Task requirements: Copy every line of the data that contains the string "this".

Given records:
# # # #

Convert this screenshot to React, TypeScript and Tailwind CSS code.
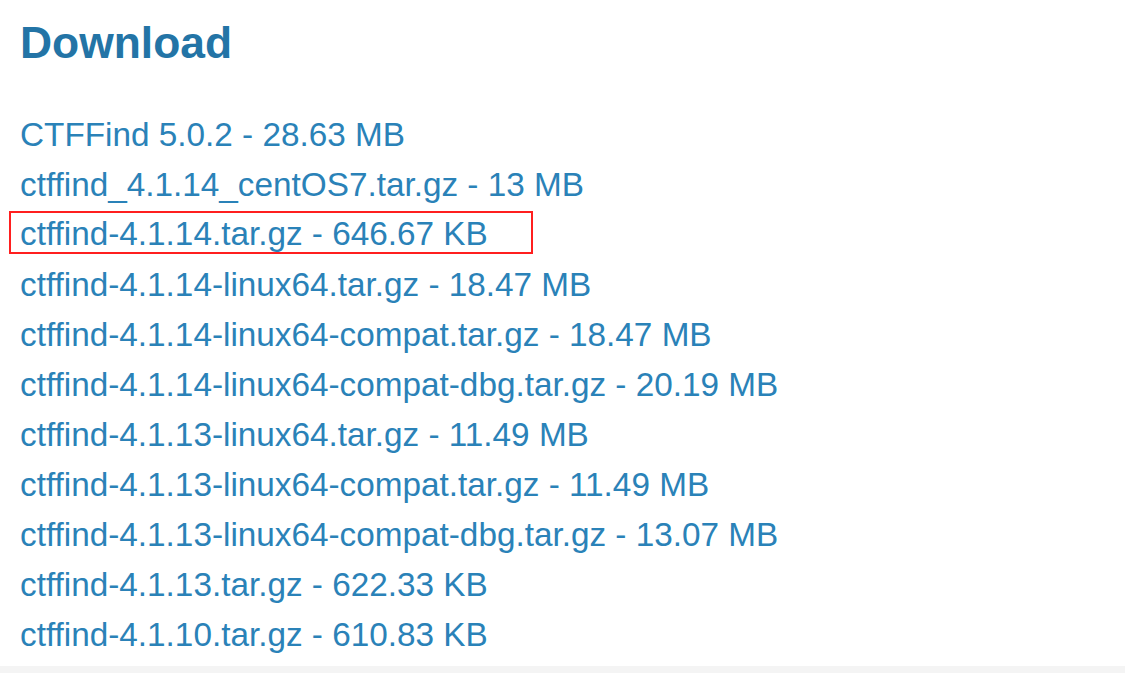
const FILES = [
  "CTFFind 5.0.2 - 28.63 MB",
  "ctffind_4.1.14_centOS7.tar.gz - 13 MB",
  "ctffind-4.1.14.tar.gz - 646.67 KB",
  "ctffind-4.1.14-linux64.tar.gz - 18.47 MB",
  "ctffind-4.1.14-linux64-compat.tar.gz - 18.47 MB",
  "ctffind-4.1.14-linux64-compat-dbg.tar.gz - 20.19 MB",
  "ctffind-4.1.13-linux64.tar.gz - 11.49 MB",
  "ctffind-4.1.13-linux64-compat.tar.gz - 11.49 MB",
  "ctffind-4.1.13-linux64-compat-dbg.tar.gz - 13.07 MB",
  "ctffind-4.1.13.tar.gz - 622.33 KB",
  "ctffind-4.1.10.tar.gz - 610.83 KB",
];

export default function App() {
  return (
    <div className="w-[1125px] h-[673px] bg-white flex flex-col overflow-hidden font-['Liberation_Sans',Arial,sans-serif]">
      <div className="flex-1 pl-[20px] pt-[18px]">
        <h2 className="text-[44.4px] leading-[50px] font-bold text-[#2374a6]">
          Download
        </h2>

        {/* file list */}
        <ul className="mt-[40px] flex flex-col">
          {FILES.map((f, i) => (
            <li key={f} className="h-[50px] flex items-center">
              {i === 2 ? (
                <span className="-ml-[11px] -mt-[2px] h-[43px] w-[524px] border-2 border-[#ff1f1f] flex items-center pl-[9px]">
                  <a className="pt-[4px] text-[33.3px] leading-none text-[#2a82b8]">{f}</a>
                </span>
              ) : (
                <a className="pt-[4px] text-[33.3px] leading-none text-[#2a82b8]">{f}</a>
              )}
            </li>
          ))}
        </ul>
      </div>
      <div className="h-[7px] bg-[#f4f4f4]" />
    </div>
  );
}
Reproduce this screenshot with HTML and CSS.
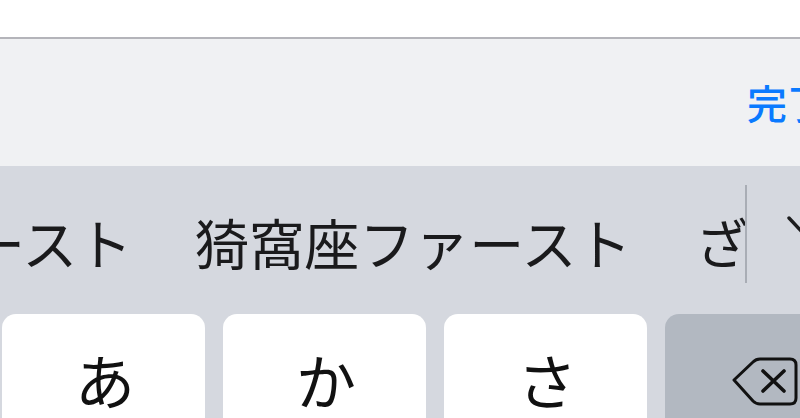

# # # #

Answer to the problem:
Convert this screenshot to React, TypeScript and Tailwind CSS code.
Reproduce this screenshot with HTML and CSS.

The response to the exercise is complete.